Turner, at just 14 years old, was swimming in her fifth final of five events and swam a personal best , her third this week, in the SB6 100m Breaststroke Final. A time of 1:46.19 was one tenth of a second faster than the time that won her Bronze at this year’s IPC European Swimming Championships in June and over two seconds faster than this morning’s swim "I’m pretty impressed after that, I came into the race exhausted, today I’ve been really tired, I’ve just been tired from the whole week but to pb in that when I wasn’t even expecting to go my old time, I’m really happy."

World Record holder in the SB6 100m Breaststroke,15 year old Tiffany Thomas Kane of Australia, took the Gold medal in the Final breaking the Paralympic Games Record for the second time today in 1:35.39.

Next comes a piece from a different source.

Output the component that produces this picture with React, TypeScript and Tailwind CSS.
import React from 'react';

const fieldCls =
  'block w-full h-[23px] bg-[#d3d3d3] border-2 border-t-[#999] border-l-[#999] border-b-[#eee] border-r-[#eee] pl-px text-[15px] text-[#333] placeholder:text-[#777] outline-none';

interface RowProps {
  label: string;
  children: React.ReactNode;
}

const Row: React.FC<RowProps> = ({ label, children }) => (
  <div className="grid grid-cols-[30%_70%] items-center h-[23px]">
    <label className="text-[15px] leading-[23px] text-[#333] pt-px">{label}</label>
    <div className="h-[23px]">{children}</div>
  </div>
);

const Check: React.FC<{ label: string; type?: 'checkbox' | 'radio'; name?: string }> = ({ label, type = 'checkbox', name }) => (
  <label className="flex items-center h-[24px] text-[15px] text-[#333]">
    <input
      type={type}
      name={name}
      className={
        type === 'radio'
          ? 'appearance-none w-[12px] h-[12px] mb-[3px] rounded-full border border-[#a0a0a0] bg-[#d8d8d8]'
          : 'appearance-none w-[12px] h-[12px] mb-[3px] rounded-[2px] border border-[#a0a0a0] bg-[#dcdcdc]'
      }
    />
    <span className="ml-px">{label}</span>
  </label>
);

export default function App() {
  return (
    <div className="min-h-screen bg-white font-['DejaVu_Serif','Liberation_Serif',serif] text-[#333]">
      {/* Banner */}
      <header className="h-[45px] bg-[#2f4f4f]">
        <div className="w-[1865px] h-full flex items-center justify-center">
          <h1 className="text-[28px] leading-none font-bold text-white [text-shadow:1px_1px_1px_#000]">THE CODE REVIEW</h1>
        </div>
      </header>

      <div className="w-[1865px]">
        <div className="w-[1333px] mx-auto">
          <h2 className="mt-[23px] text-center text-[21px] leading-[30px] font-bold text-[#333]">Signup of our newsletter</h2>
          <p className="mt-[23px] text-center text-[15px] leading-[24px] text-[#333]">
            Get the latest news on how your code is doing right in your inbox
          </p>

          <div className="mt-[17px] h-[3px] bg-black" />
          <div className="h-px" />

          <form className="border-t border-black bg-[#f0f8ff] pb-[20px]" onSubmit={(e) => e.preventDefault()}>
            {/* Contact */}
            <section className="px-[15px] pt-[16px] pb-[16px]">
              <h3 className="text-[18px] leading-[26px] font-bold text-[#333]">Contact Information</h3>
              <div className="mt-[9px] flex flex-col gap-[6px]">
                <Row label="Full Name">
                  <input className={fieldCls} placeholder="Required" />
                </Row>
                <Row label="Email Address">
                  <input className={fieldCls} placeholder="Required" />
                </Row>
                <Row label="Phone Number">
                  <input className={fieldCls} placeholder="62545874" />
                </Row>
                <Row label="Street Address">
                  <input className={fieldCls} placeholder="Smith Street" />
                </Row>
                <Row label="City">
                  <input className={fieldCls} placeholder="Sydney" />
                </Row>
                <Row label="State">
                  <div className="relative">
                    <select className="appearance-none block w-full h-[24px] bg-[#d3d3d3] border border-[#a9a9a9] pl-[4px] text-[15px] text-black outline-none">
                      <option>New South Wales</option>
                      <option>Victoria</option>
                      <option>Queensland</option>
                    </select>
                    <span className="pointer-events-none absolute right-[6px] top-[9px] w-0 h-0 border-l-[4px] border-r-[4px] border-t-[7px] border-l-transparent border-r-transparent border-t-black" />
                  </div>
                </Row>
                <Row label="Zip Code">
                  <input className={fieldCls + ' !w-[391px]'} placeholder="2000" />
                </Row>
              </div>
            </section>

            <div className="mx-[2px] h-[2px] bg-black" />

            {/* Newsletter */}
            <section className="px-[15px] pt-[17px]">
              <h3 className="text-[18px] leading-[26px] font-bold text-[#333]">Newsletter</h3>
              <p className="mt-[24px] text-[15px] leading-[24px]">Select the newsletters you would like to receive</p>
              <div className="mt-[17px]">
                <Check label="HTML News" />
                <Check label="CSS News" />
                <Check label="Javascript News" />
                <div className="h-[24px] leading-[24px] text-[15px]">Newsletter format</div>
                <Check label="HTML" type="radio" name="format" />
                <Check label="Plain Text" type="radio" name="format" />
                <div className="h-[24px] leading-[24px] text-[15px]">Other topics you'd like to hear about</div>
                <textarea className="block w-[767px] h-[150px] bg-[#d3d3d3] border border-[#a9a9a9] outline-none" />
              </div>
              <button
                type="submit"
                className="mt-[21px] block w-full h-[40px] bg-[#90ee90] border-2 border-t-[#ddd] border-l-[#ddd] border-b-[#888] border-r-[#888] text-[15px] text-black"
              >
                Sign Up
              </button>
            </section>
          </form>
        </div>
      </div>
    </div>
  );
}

Ellen Keane had high hopes after a personal best swim in the S9 100m Butterfly heats this morning where she advanced in sixth place with a time of 1:10.95. But, the fatigue from last night’s Bronze medal win in the SB8 100m Breaststroke and her swim this morning caught up with the 21 year old who was "wrecked" after tonight’s final and touched in a time of 1:11.27 "This morning I went a 1:10 and I was really pleased with that, I never swam a time like that before and that was a three year old PB. Tonight I tried to aim for under 1:10 but unfortunately my legs just gave way and yesterday took its toll on me today. I came to tonight’s final really motivated and trying to ignore the tiredness I could feel , I couldn’t ignore it though, I tried my hardest there and when I got out of the pool I found it hard to stand up so that just goes to show how hard I did try, I didn’t give up."

Jialing Xu of China won Gold in Keane’s event in 1:07.90, Spain’s Sarai Gascon took Silver in 1:08.00 while Hungary’s Zsofia Konkoly was the Bronze medallist in 1:09.21.

Keane returns to the pool tomorrow for her final event, the S9 100m Backstroke, while Turner has a rest day and will swim her final event on Saturday.

Keane returns to the pool tomorrow for her final event, the S9 100m Backstroke, while Turner has a rest day and will swim her final event on Saturday.